I had been a fan of the novel, Master and Commander, by Patrick O'Brian, since senior year of high school, and had been hoping for years that they would make a film adaptation of the novel, just so I could see tall ships fighting on the big screen. The novel is actually part of a rather lengthy series of books, one that also includes The Far Side of the World, which was also used as the basis for the film's plot (to what extent each novel was used, I'm not sure; it's been nine years since I've read either of them). Here, the director, Peter Weir, uses an unyielding, humanist love for his characters that makes the film compelling even when it is blatantly engaging in the sort of lengthy divertissement that normally only works well in novels (i.e., Dr. Maturin's investigation of wildlife on Galapagos {incidentally, fans of O'Brian's series of novels often consider Maturin, the ship's doctor, and officer Jack Aubrey to be sorts of archetypal characters: the surly, intellectual scientist whose doubts were greater than his faith, and the romantic, appetite-driven adventure}; the attempts by Aubrey and Maturin to play Boccherini; the suicide of one of the officers).
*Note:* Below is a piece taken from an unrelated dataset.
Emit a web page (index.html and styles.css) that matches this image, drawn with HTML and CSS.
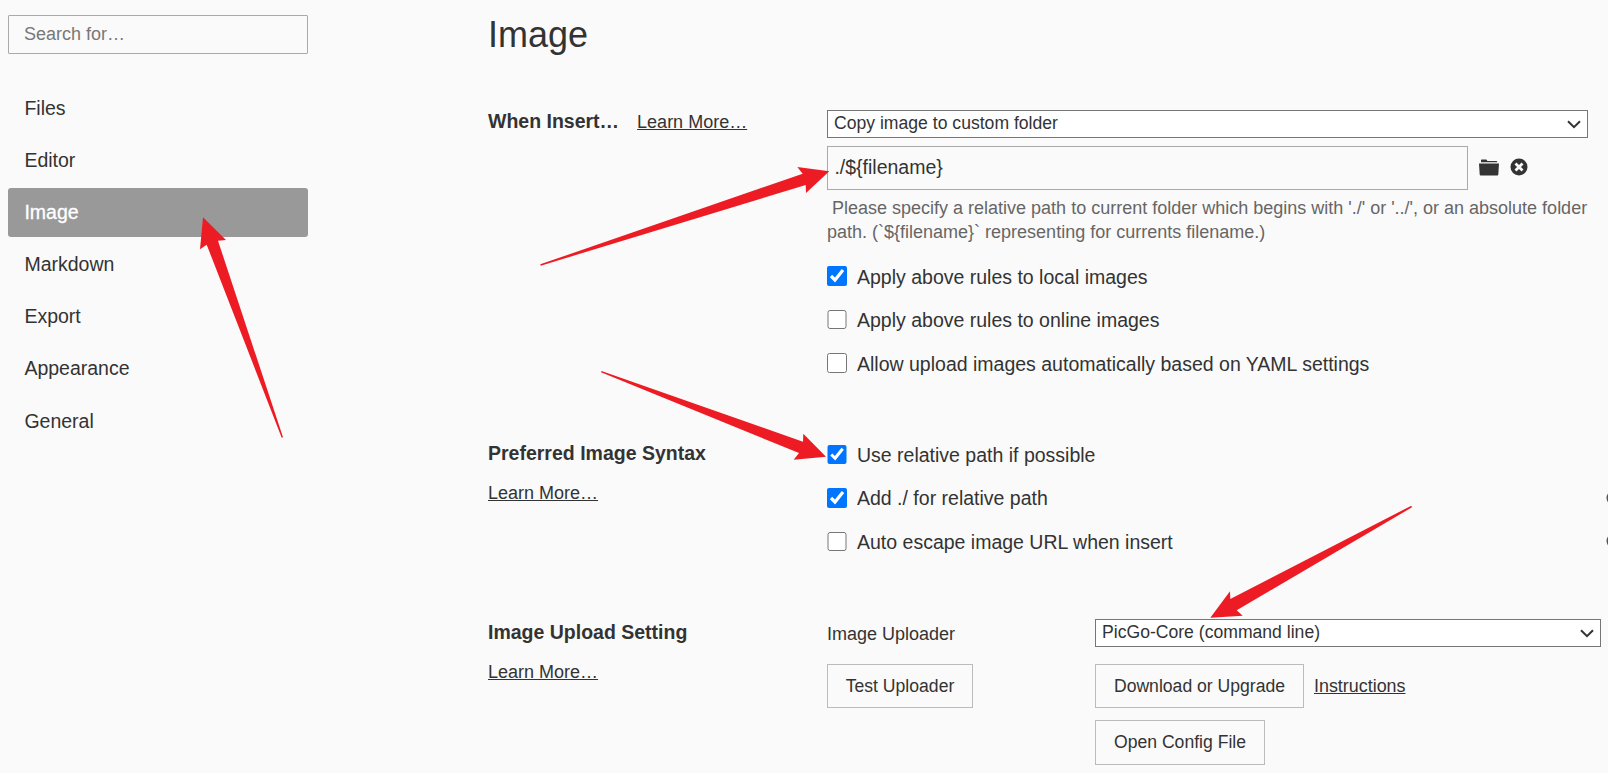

My friend Wormold is a professional photographer. Oftentimes, when it's a quiet night in the Dublin House, he and I will sit together and discuss the various arts. Frequently, I bring up the topic of film. It's one of my three favorite arts (fiction and classical music being the other two), and yet it's Wormold's least favorite art. Frequently, he complains that he - "just once, I wish, just one freaking time" - would like to see a film that understands the power of the visual medium, that could tell a story that needed little or no words to give its message to the audience. For me the great wish is that more films understood the power of the character. That they understood just how important the personal side of a story was, that it could never be replaced with explosions, titillation, or even, in the case of Identity, fear.